Problem to work on
Quote every line as written. Omit pictures.

** START **

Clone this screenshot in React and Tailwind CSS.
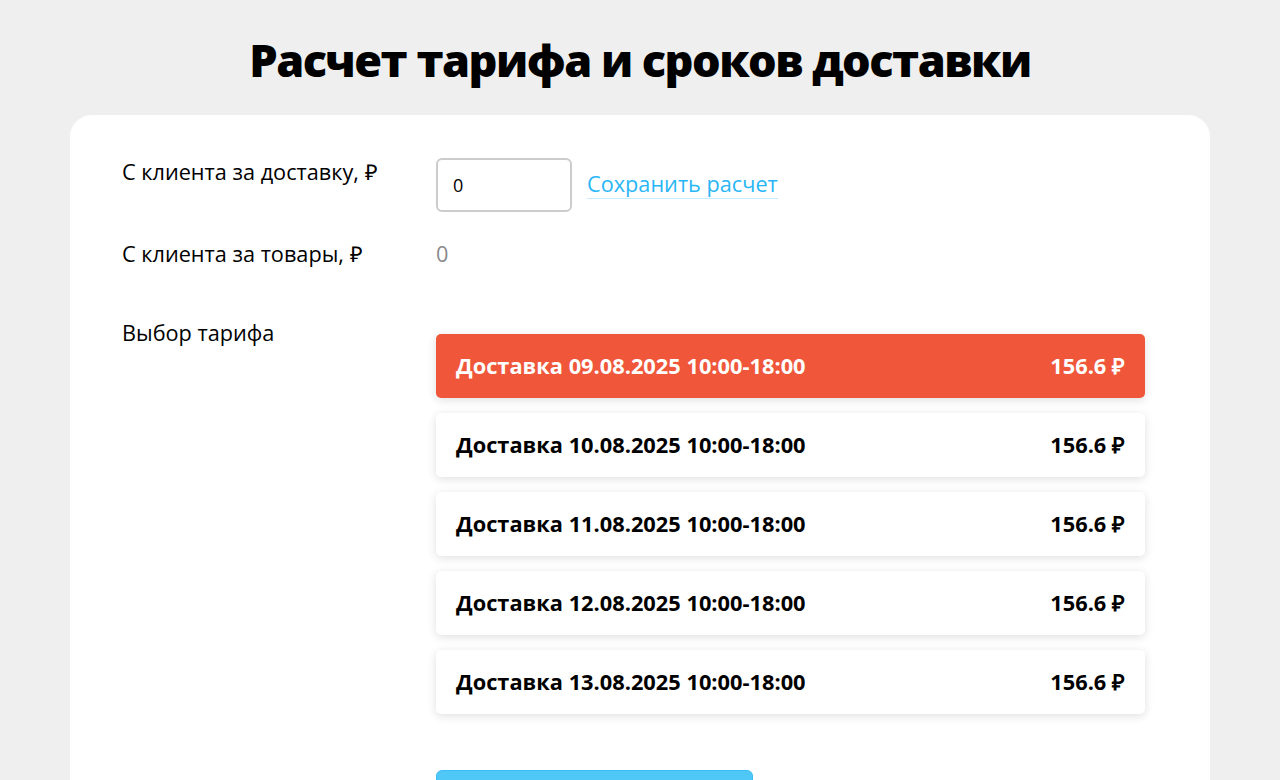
const tariffs = [
  "09.08.2025",
  "10.08.2025",
  "11.08.2025",
  "12.08.2025",
  "13.08.2025",
];

export default function App() {
  return (
    <div className="min-h-screen bg-[#efefef] font-['Open_Sans',sans-serif] text-black">
      <h1 className="pt-[30px] pb-[25px] text-center text-[45px] font-extrabold leading-[60px] tracking-[-1.5px]">
        Расчет тарифа и сроков доставки
      </h1>

      <div className="mx-[70px] rounded-[22px] bg-white pl-[52px] pr-[65px] pt-[43px] pb-[60px]">
        {/* доставка */}
        <div className="flex items-start">
          <div className="w-[314px] shrink-0 text-[21.7px] leading-[28px]">С клиента за доставку, ₽</div>
          <input
            defaultValue="0"
            className="h-[54px] w-[136px] rounded-[6px] border-2 border-[#cccccc] px-[15px] text-[18px] outline-none"
          />
          <a className="ml-[15px] mt-[12px] border-b border-[#c9ecfc] text-[21.7px] leading-[28px] text-[#29b6f6]">
            Сохранить расчет
          </a>
        </div>

        {/* товары */}
        <div className="mt-[28px] flex items-start">
          <div className="w-[314px] shrink-0 text-[21.7px] leading-[28px]">С клиента за товары, ₽</div>
          <div className="text-[21.7px] leading-[28px] text-[#8a8a8a]">0</div>
        </div>

        {/* тариф */}
        <div className="mt-[51px] flex items-start">
          <div className="w-[314px] shrink-0 text-[21.7px] leading-[28px]">Выбор тарифа</div>
          <div className="mt-[15px] flex flex-1 flex-col gap-[15px]">
            {tariffs.map((d, i) => (
              <div
                key={d}
                className={`flex h-[64px] items-center justify-between rounded-[5px] px-[20px] text-[21.8px] font-bold shadow-[0_2px_10px_rgba(0,0,0,0.13)] ${
                  i === 0 ? "bg-[#f0563a] text-white" : "bg-white text-black"
                }`}
              >
                <span>Доставка {d} 10:00-18:00</span>
                <span>156.6 ₽</span>
              </div>
            ))}
            <button className="mt-[41px] h-[54px] w-[317px] rounded-[6px] border border-[#3bbcf2] bg-[#4fc8f7]" />
          </div>
        </div>
      </div>
    </div>
  );
}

** END **

Response to the task
Clone this screenshot in React and Tailwind CSS.
const tariffs = [
  "09.08.2025",
  "10.08.2025",
  "11.08.2025",
  "12.08.2025",
  "13.08.2025",
];

export default function App() {
  return (
    <div className="min-h-screen bg-[#efefef] font-['Open_Sans',sans-serif] text-black">
      <h1 className="pt-[30px] pb-[25px] text-center text-[45px] font-extrabold leading-[60px] tracking-[-1.5px]">
        Расчет тарифа и сроков доставки
      </h1>

      <div className="mx-[70px] rounded-[22px] bg-white pl-[52px] pr-[65px] pt-[43px] pb-[60px]">
        {/* доставка */}
        <div className="flex items-start">
          <div className="w-[314px] shrink-0 text-[21.7px] leading-[28px]">С клиента за доставку, ₽</div>
          <input
            defaultValue="0"
            className="h-[54px] w-[136px] rounded-[6px] border-2 border-[#cccccc] px-[15px] text-[18px] outline-none"
          />
          <a className="ml-[15px] mt-[12px] border-b border-[#c9ecfc] text-[21.7px] leading-[28px] text-[#29b6f6]">
            Сохранить расчет
          </a>
        </div>

        {/* товары */}
        <div className="mt-[28px] flex items-start">
          <div className="w-[314px] shrink-0 text-[21.7px] leading-[28px]">С клиента за товары, ₽</div>
          <div className="text-[21.7px] leading-[28px] text-[#8a8a8a]">0</div>
        </div>

        {/* тариф */}
        <div className="mt-[51px] flex items-start">
          <div className="w-[314px] shrink-0 text-[21.7px] leading-[28px]">Выбор тарифа</div>
          <div className="mt-[15px] flex flex-1 flex-col gap-[15px]">
            {tariffs.map((d, i) => (
              <div
                key={d}
                className={`flex h-[64px] items-center justify-between rounded-[5px] px-[20px] text-[21.8px] font-bold shadow-[0_2px_10px_rgba(0,0,0,0.13)] ${
                  i === 0 ? "bg-[#f0563a] text-white" : "bg-white text-black"
                }`}
              >
                <span>Доставка {d} 10:00-18:00</span>
                <span>156.6 ₽</span>
              </div>
            ))}
            <button className="mt-[41px] h-[54px] w-[317px] rounded-[6px] border border-[#3bbcf2] bg-[#4fc8f7]" />
          </div>
        </div>
      </div>
    </div>
  );
}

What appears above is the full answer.